IC: The biodiversity chapter draws together the most important points relating to biodiversity from the chapters on land and marine as well as providing its own view of the state and trends of all parts of biodiversity across Australia.
ECOS: How do you go about gathering so much information and drawing conclusions with such a wide scope?
IC: It draws on a variety of different resources – providing a comprehensive review of the public literature, scientific reports as well as both state and national updates on the trends and impacts and pressures on biodiversity. It’s a meta-analysis which extracts information from individual species in a particular area, to reports from across jurisdictions, action plans and reviews, in order to come up with the most comprehensive view about biodiversity. This work has extended over 18 months providing detailed analysis on major taxa groups, birds, reptiles, vegetation. It’s 18 months’ work. We used our networks and incorporated that into a story, including citizen science networks best demonstrated by the Bird Atlas, they do an amazing job compiling information from nature.
ECOS: What are the top 3 changes since the last report covered in your chapter?
IC: One of the biggest findings is that all of the major pressures on biodiversity outlined in the last report are the same and they haven’t improved. A lot of the pressures are the same that we have been reporting since the first State of the Environment in 1996. What we are doing is providing more and more precision about the decline of biodiversity. We are also able to report on cases where we have been able to arrest or reverse the decline.
The biggest finding is that it’s the cumulative impact of multiple pressures that then amplify the threat to biodiversity. It’s not just cats, it is cats and climate change along with the fire regimes. What that’s telling us is the impact of invasive species is immense but it’s the multiple forms of threats together, a death by a thousand cuts. That’s the planning for the future where we know we have to improve how we systematically synchronise our efforts.
There’s the critical impact of Indigenous land management, we have seen a massive growth of Indigenous owned and managed land and that brings with it a range of management issues and resourcing issues to deal with threats and impacts. Traditional land management hasn’t had to deal with massive introduction of grasses or introduced predators, so it’s a question of working together.
Another of the big emphases for the future is around the peri-urban impacts, suburban development and small-scale farming close to cities, that is driving the loss of biodiversity as well as a constant new source of cats and wild dogs. That the peri-urban area has never been as big a priority.

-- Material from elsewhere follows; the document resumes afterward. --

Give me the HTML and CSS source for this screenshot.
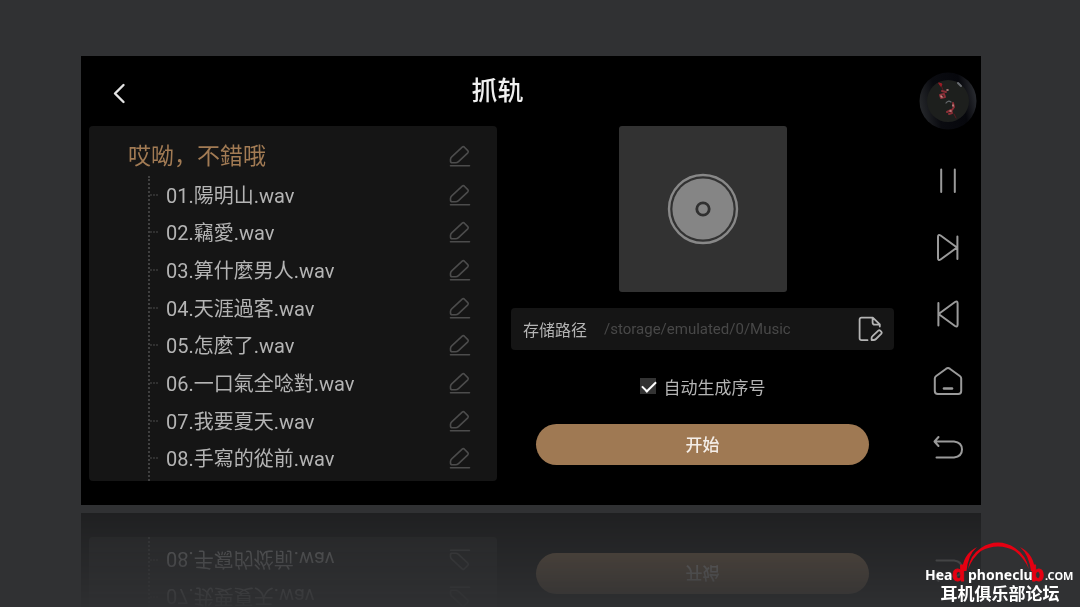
FILE: index.html
```html
<!DOCTYPE html>
<html lang="zh">
<head>
    <meta charset="UTF-8">
    <meta name="viewport" content="width=device-width, initial-scale=1.0">
    <title>抓轨</title>
    <link rel="stylesheet" href="styles.css">
</head>
<body>
    <svg class="symbols" width="0" height="0" aria-hidden="true">
        <symbol id="pencil" viewBox="0 0 22 22">
            <path d="M13.2 2.2Q14.3 1.2 15.4 2.2L18.8 5.6Q19.8 6.7 18.8 7.8L9.5 16.6Q8.2 17.8 6.5 17.8H3.2Q1.5 17.8 1.5 16V14.5Q1.5 13 2.7 11.9ZM1.5 20.7H20.5"/>
        </symbol>
    </svg>

    <div class="screen">
        <div class="main">
            <header class="header">
                <button class="icon-btn" aria-label="返回">
                    <svg class="back" width="14" height="22" viewBox="0 0 14 22"><path d="M11.5 3L3 11.5L11.5 20"/></svg>
                </button>
                <h1 class="title">抓轨</h1>
            </header>

            <div class="columns">
                <section class="album">
                    <div class="album-head">
                        <h2 class="album-name">哎呦，不錯哦</h2>
                        <button class="icon-btn edit" aria-label="编辑"><svg width="22" height="22"><use href="#pencil"/></svg></button>
                    </div>
                    <ul class="tracks">
                        <li class="track"><span class="name">01.陽明山.wav</span><button class="icon-btn edit" aria-label="编辑"><svg width="22" height="22"><use href="#pencil"/></svg></button></li>
                        <li class="track"><span class="name">02.竊愛.wav</span><button class="icon-btn edit" aria-label="编辑"><svg width="22" height="22"><use href="#pencil"/></svg></button></li>
                        <li class="track"><span class="name">03.算什麼男人.wav</span><button class="icon-btn edit" aria-label="编辑"><svg width="22" height="22"><use href="#pencil"/></svg></button></li>
                        <li class="track"><span class="name">04.天涯過客.wav</span><button class="icon-btn edit" aria-label="编辑"><svg width="22" height="22"><use href="#pencil"/></svg></button></li>
                        <li class="track"><span class="name">05.怎麼了.wav</span><button class="icon-btn edit" aria-label="编辑"><svg width="22" height="22"><use href="#pencil"/></svg></button></li>
                        <li class="track"><span class="name">06.一口氣全唸對.wav</span><button class="icon-btn edit" aria-label="编辑"><svg width="22" height="22"><use href="#pencil"/></svg></button></li>
                        <li class="track"><span class="name">07.我要夏天.wav</span><button class="icon-btn edit" aria-label="编辑"><svg width="22" height="22"><use href="#pencil"/></svg></button></li>
                        <li class="track"><span class="name">08.手寫的從前.wav</span><button class="icon-btn edit" aria-label="编辑"><svg width="22" height="22"><use href="#pencil"/></svg></button></li>
                    </ul>
                </section>

                <section class="rip">
                    <div class="cover">
                        <svg width="72" height="72" viewBox="0 0 72 72">
                            <circle cx="36" cy="36" r="34" fill="none" stroke="#888" stroke-width="2.4"/>
                            <circle cx="36" cy="36" r="30.6" fill="#858585"/>
                            <circle cx="36" cy="36" r="6.2" fill="#858585" stroke="#303030" stroke-width="2.8"/>
                        </svg>
                    </div>

                    <div class="path">
                        <label for="path">存储路径</label>
                        <input class="path-input" type="text" id="path" placeholder="/storage/emulated/0/Music">
                        <button class="icon-btn" aria-label="选择路径">
                            <svg class="file" width="26" height="26" viewBox="0 0 26 26">
                                <path d="M9.5 24.2H3.6Q1.6 24.2 1.6 22.2V3.6Q1.6 1.6 3.6 1.6H14.8L21.8 8.4V10.5M14.6 2V6.4Q14.6 8.6 16.8 8.6H21.6"/>
                                <path d="M20.3 14.6Q21.3 13.8 22.2 14.6L23.4 15.8Q24.2 16.7 23.4 17.6L18 23Q17 24 15.6 24H13.6V22Q13.6 20.9 14.5 20.1Z"/>
                            </svg>
                        </button>
                    </div>

                    <label class="auto"><input type="checkbox" class="check" checked>自动生成序号</label>

                    <button class="start">开始</button>
                </section>
            </div>
        </div>

        <nav class="side">
            <svg class="vinyl" width="60" height="60" viewBox="0 0 60 60">
                <defs>
                    <linearGradient id="rim" x1="0" y1="0.6" x2="1" y2="0.4">
                        <stop offset="0" stop-color="#26282b"/>
                        <stop offset="0.3" stop-color="#0a0b10"/>
                        <stop offset="0.75" stop-color="#06070c"/>
                        <stop offset="1" stop-color="#2a2c31"/>
                    </linearGradient>
                </defs>
                <circle cx="30" cy="30" r="28.5" fill="url(#rim)"/>
                <circle cx="30" cy="30" r="21" fill="#1d1f1d"/>
                <g stroke="#8a2e36" stroke-width="2" fill="none">
                    <path d="M23 14l2 5M36 43l2 4" stroke="#5a1a20" stroke-width="1"/>
                    <path d="M22 24l4-1 1 3-4 1zM24 20l4 1M35 32l1 4-2 3M29 41l4-2 1 3-3 1"/>
                </g>
                <path d="M23 25l1 1M29 19l1 0M32 40l1 0M35 34v1" stroke="#c88a88" stroke-width="1.6"/>
                <path d="M21 12l3 1-1 2z" stroke="#a01c26" fill="#a01c26"/>
                <path d="M28 32q2-3 5-1" stroke="#666a6e" stroke-width="1.2"/>
                <path d="M40 12l3 3" stroke="#6a6d72" stroke-width="2"/>
            </svg>
            <button class="icon-btn nav-btn" aria-label="暂停">
                <svg width="30" height="30" viewBox="0 0 30 30"><path d="M8.2 3.5V26M21.8 3.5V26"/></svg>
            </button>
            <button class="icon-btn nav-btn" aria-label="下一首">
                <svg width="30" height="30" viewBox="0 0 30 30"><path d="M5 4Q5 1 7.6 2.5L24 14.5L7.6 26.5Q5 28 5 25ZM24.4 3.5V26"/></svg>
            </button>
            <button class="icon-btn nav-btn" aria-label="上一首">
                <svg width="30" height="30" viewBox="0 0 30 30"><path d="M24.6 3.5Q24.6 .5 22 2L5.6 14L22 26Q24.6 27.5 24.6 24.5ZM5.4 3V25.5"/></svg>
            </button>
            <button class="icon-btn nav-btn" aria-label="主页">
                <svg width="30" height="30" viewBox="0 0 30 30"><path d="M13.2 1.7Q15 .5 16.8 1.7L26.8 9Q28.2 10 28.2 11.6V24Q28.2 27 25.2 27H4.8Q1.8 27 1.8 24V11.6Q1.8 10 3.2 9Z"/><path d="M11 21.5H19" stroke-width="2.6"/></svg>
            </button>
            <button class="icon-btn nav-btn" aria-label="后退">
                <svg width="30" height="30" viewBox="0 0 30 30"><path d="M5.5 3L1.5 7.5L5.5 12M2 7.5H21Q29 8.5 29 15.5T21 23.5H3.5"/></svg>
            </button>
        </nav>
    </div>

    <div class="watermark">
        <svg class="wordmark" width="154" height="44" viewBox="0 0 154 44">
            <g fill="#e50012">
                <path d="M45 29Q47 15 58 8Q66 2.500 75 2.500Q84 2.500 92 8Q103 15 106 29Q101 18 92 11Q84 6.500 75 6.500Q66 6.500 58 11Q50 17 45 29Z"/>
                <path d="M39 31Q40 14 54 7Q45 15 43.500 31Z"/>
                <path d="M112 31Q111 14 97 7Q106 15 108 31Z"/>
            </g>
            <text class="mark" x="2" y="40">Hea</text>
            <text class="mark red" x="29" y="41">d</text>
            <text class="mark" x="45" y="40">phoneclu</text>
            <text class="mark red" x="108" y="41">b</text>
            <text class="mark small" x="122" y="40">.COM</text>
        </svg>
        <p class="forum">耳机俱乐部论坛</p>
    </div>
</body>
</html>
```
FILE: styles.css
```css
* {
    box-sizing: border-box;
}

body {
    font-family: Roboto, "Noto Sans CJK SC", sans-serif;
    margin: 0;
    min-height: 100vh;
    padding: 56px 99px 0 81px;
    background: #303133;
    color: #b4b4b4;
    overflow: hidden;
}

h1, h2, ul, p {
    margin: 0;
    padding: 0;
    font-weight: 400;
}

button, input {
    font-family: inherit;
}

.symbols {
    position: absolute;
}

svg {
    display: block;
    fill: none;
    stroke-linecap: round;
    stroke-linejoin: round;
}

.icon-btn {
    display: flex;
    align-items: center;
    justify-content: center;
    padding: 0;
    border: none;
    background: none;
    cursor: pointer;
}

.screen {
    display: flex;
    padding-left: 8px;
    background: #000;
    -webkit-box-reflect: below 8px linear-gradient(transparent 77%, rgba(0, 0, 0, 0.34));
}

.main {
    flex: 1;
    margin-right: 21px;
    padding-bottom: 24px;
}

.header {
    display: grid;
    grid-template-columns: 60px 1fr 48px;
    height: 70px;
    align-items: center;
}

.back {
    margin-top: 3px;
    stroke: #e4e4e4;
    stroke-width: 2.4;
}

.title {
    font-size: 26px;
    line-height: 36px;
    font-weight: 500;
    text-align: center;
    color: #f0f0f0;
}

.columns {
    display: grid;
    grid-template-columns: 408fr 383fr;
    gap: 14px;
}

.album {
    display: flex;
    flex-direction: column;
    padding: 10px 26px 0 39px;
    border-radius: 4px;
    background: #151515;
    font-family: Roboto, "Noto Sans CJK TC", sans-serif;
}

.album-head {
    display: flex;
    align-items: center;
    justify-content: space-between;
    height: 40px;
}

.album-name {
    padding-top: 2px;
    font-size: 23px;
    line-height: 32px;
    color: #a27b54;
}

.edit {
    stroke: #4c4c4c;
    stroke-width: 1.6;
}

.tracks {
    flex: 1;
    display: flex;
    flex-direction: column;
    margin-left: 20px;
    padding-bottom: 4px;
    border-left: 2px dotted #404040;
    list-style: none;
}

.track {
    flex: 1;
    display: flex;
    align-items: center;
}

.track::before {
    content: "";
    width: 8px;
    margin-right: 8px;
    border-top: 2px dotted #303030;
}

.name {
    flex: 1;
    padding-top: 2px;
    font-size: 20px;
    line-height: 28px;
}

.rip {
    display: flex;
    flex-direction: column;
    align-items: center;
    padding-bottom: 16px;
}

.cover {
    display: flex;
    align-items: center;
    justify-content: center;
    width: 168px;
    height: 166px;
    border-radius: 3px;
    background: #323232;
}

.path {
    display: flex;
    align-items: center;
    align-self: stretch;
    gap: 17px;
    height: 42px;
    margin-top: 16px;
    padding: 0 10px 0 12px;
    border-radius: 4px;
    background: #151515;
    font-size: 16px;
}

.path-input {
    flex: 1;
    min-width: 0;
    padding: 0;
    border: none;
    outline: none;
    background: none;
    font-size: 15px;
    color: #b4b4b4;
}

.path-input::placeholder {
    color: #484848;
}

.file {
    stroke: #b4b4b4;
    stroke-width: 1.8;
}

.auto {
    display: flex;
    align-items: center;
    gap: 8px;
    height: 42px;
    margin: 15px 0 17px;
    font-size: 17px;
}

.check {
    appearance: none;
    width: 16px;
    height: 16px;
    margin: 0;
    background: #333;
}

.check:checked::before {
    content: "";
    display: block;
    width: 12px;
    height: 6px;
    margin: 3px 2px;
    border: solid #fff;
    border-width: 0 0 2px 2px;
    transform: rotate(-45deg);
}

.start {
    width: 87%;
    height: 41px;
    padding: 0 0 2px;
    border: none;
    border-radius: 21px;
    background: #9f7953;
    font-size: 17px;
    font-weight: 500;
    color: #f4eee8;
    cursor: pointer;
}

.side {
    display: flex;
    flex-direction: column;
    align-items: center;
    width: 66px;
    padding-top: 15px;
}

.vinyl {
    margin-bottom: 16px;
}

.nav-btn {
    width: 66px;
    height: 67px;
    stroke: #9a9a9a;
    stroke-width: 2;
}

.watermark {
    position: fixed;
    right: 3px;
    bottom: 3px;
    display: flex;
    flex-direction: column;
    align-items: center;
    color: #fff;
}

.wordmark {
    overflow: visible;
}

.mark {
    font-family: "Noto Sans", sans-serif;
    font-size: 14px;
    font-weight: 700;
    fill: #fff;
}

.red {
    font-size: 21px;
    fill: #e50012;
    stroke: #e50012;
    stroke-width: 0.8;
}

.small {
    font-size: 11px;
}

.forum {
    font-size: 17px;
    line-height: 20px;
    font-weight: 700;
}
```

ECOS: What have been some of the developments in technology or methods to improve the science since the last report?
IC: One area we talk about is the Western Australian government project, the Western Shields program. It is one of the largest wildlife education programs ever undertaken in Australia. The program re-establishes natural animals in large areas protected from the incursion of other animals. They have found that actually releasing multiple species all at once has been beneficial as new environments have been created.
There are also philanthropic conservation organisations now buying up tracts of land for protection and monitoring.
The translocation of threatened animals is becoming more sophisticated. We are now able to save populations of animals. Once we have identified that a mammal is threatened, we can now provide evidence to illustrate the successful relocation of animals to a secure environment once the threat from foxes and cats has been removed/cleared. This is working very well.
There’s some hope but it’s a very large landscape and these are tiny dots. If we think that’s the answer we’ll have these tiny islands in a barren desert, that’s not the entire answer. It’s a bit like having an ark, there actually is one project called the Gippsland Ark.
The rapid improvement in technology and innovations allow us to be more cost effective in assessment and monitoring and that opens up new opportunities for getting information more quickly.
ECOS: If you were writing the next State of the Environment report, what would you like to see?
IC: The Department is moving towards setting up working with state governments ways of doing environmental accounting so we’re pairing together standard national data sets that allow us to monitor whenever you want, a report on demand rather than every 5 years having to trawl through and find out what’s happening. We know that if we have large scale data sets being reported and measured. That’s always been the desire in the same way we have a set of national accounts that tell us the health of the economy, we need a set of environmental accounts. It’s not as difficult as it might seem but it requires a concerted national effort.